Two commenters suggested the topic for today’s A to Z post. I suspect I’d have been interested in it if only one had. (Although Dina Yagoditch’s suggestion of the Menger Sponge is hard to resist.) But a double domination? The topic got suggested by Mr Wu, author of MathTuition88, and by John Golden, author of Math Hombre. My thanks to all for interesting things to think about.

# Manifold.

So you know how in the first car you ever owned the alternator was always going bad? If you’re lucky, you reach a point where you start owning cars good enough that the alternator is not the thing always going bad. Once you’re there, congratulations. Now the thing that’s always going bad in your car will be the manifold. That one’s for my dad.

Manifolds are a way to do normal geometry on weird shapes. What’s normal geometry? It’s … you know, the way shapes work on your table, or in a room. The Euclidean geometry that we’re so used to that it’s hard to imagine it not working. Why worry about weird shapes? They’re interesting, for one. And they don’t have to be that weird to count as weird. A sphere, like the surface of the Earth, can be weird. And these weird shapes can be useful. Mathematical physics, for example, can represent the evolution of some complicated thing as a path drawn on a weird shape. Bringing what we know about geometry from years of study, and moving around rooms, to a problem that abstract makes our lives easier.

We use language that sounds like that of map-makers when discussing manifolds. We have maps. We gather together charts. The collection of charts describing a surface can be an atlas. All these words have common meanings. Mercifully, these common meanings don’t lead us too far from the mathematical meanings. We can even use the problem of mapping the surface of the Earth to understand manifolds.

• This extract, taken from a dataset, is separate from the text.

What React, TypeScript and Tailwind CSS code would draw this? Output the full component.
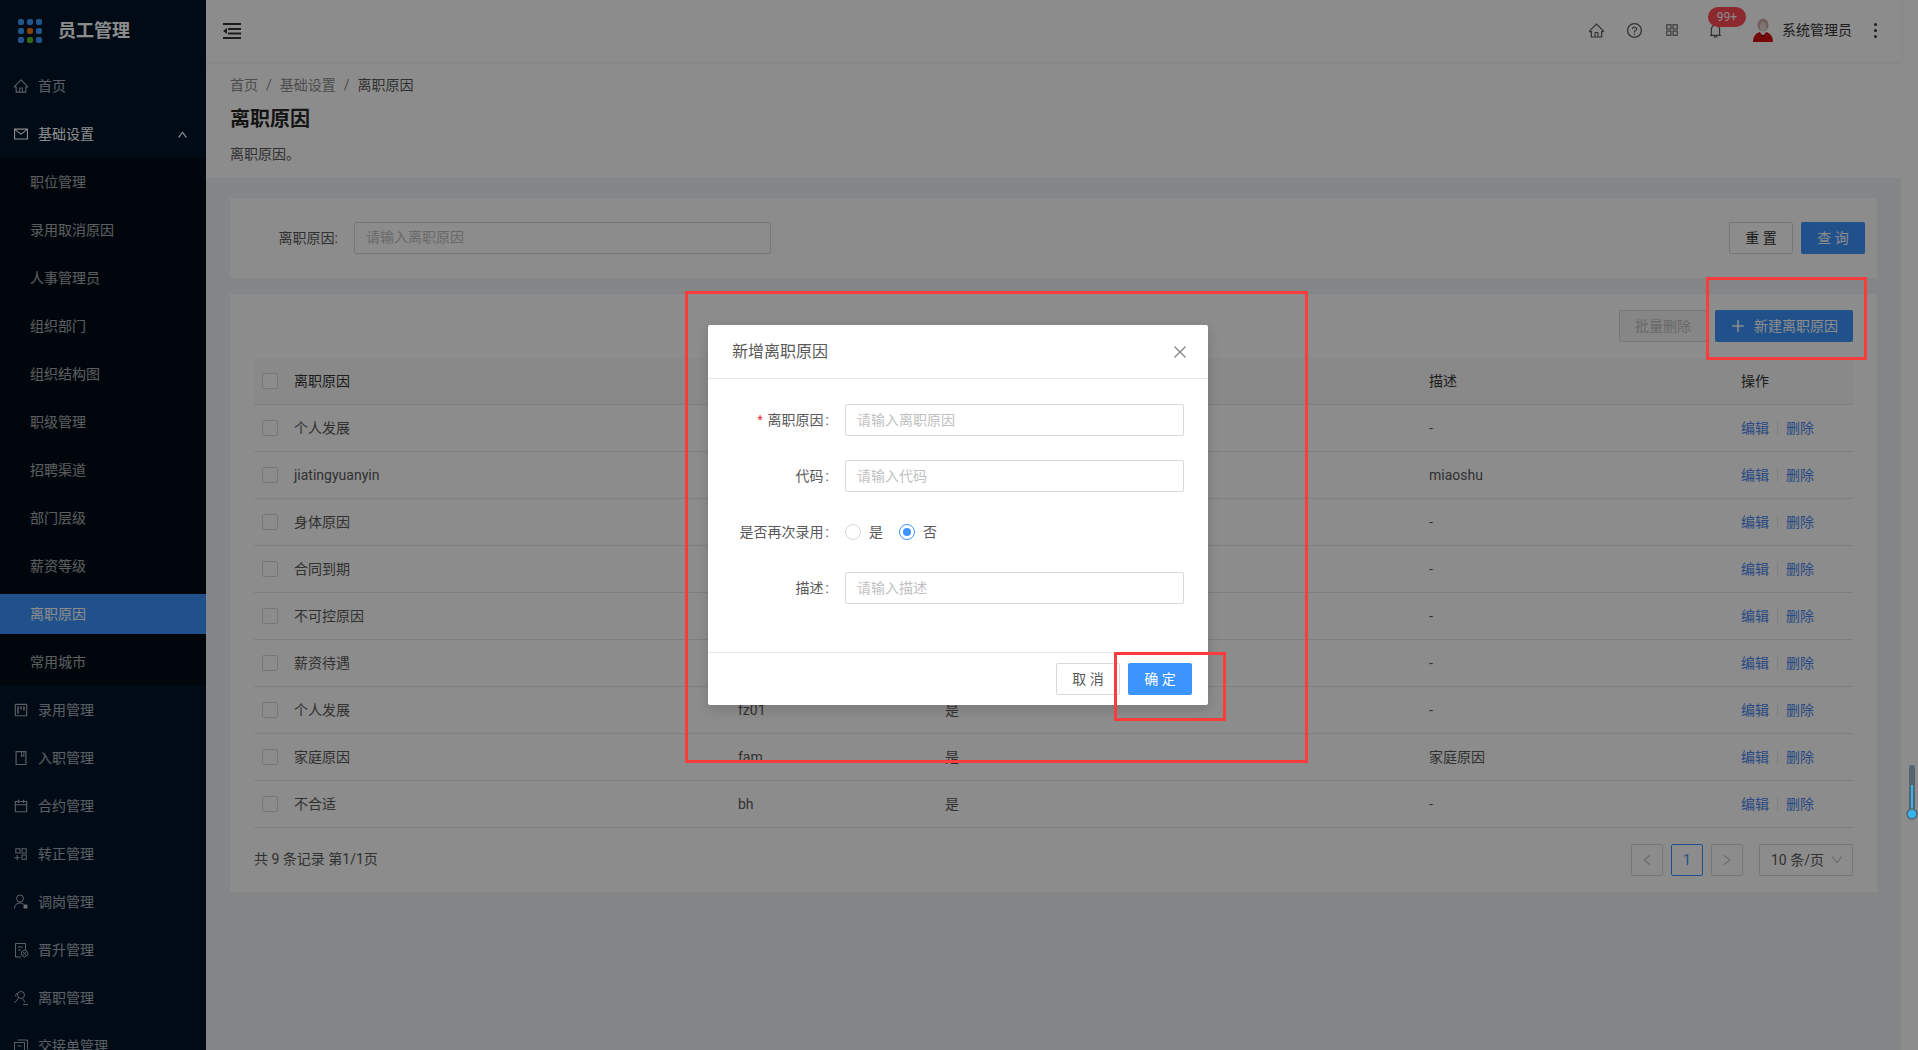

If you love maps, the geography kind, you learn quickly that there’s no making a perfect two-dimensional map of the Earth’s surface. Some of these imperfections are obvious. You can distort shapes trying to make a flat map of the globe. You can distort sizes. But you can’t represent every point on the globe with a point on the paper. Not without doing something that really breaks continuity. Like, say, turning the North Pole into the whole line at the top of the map. Like in the Equirectangular projection. Or skipping some of the points, like in the Mercator projection. Or adding some cuts into a surface that doesn’t have them, like in the Goode homolosine projection. You may recognize this as the one used in classrooms back when the world had first begun.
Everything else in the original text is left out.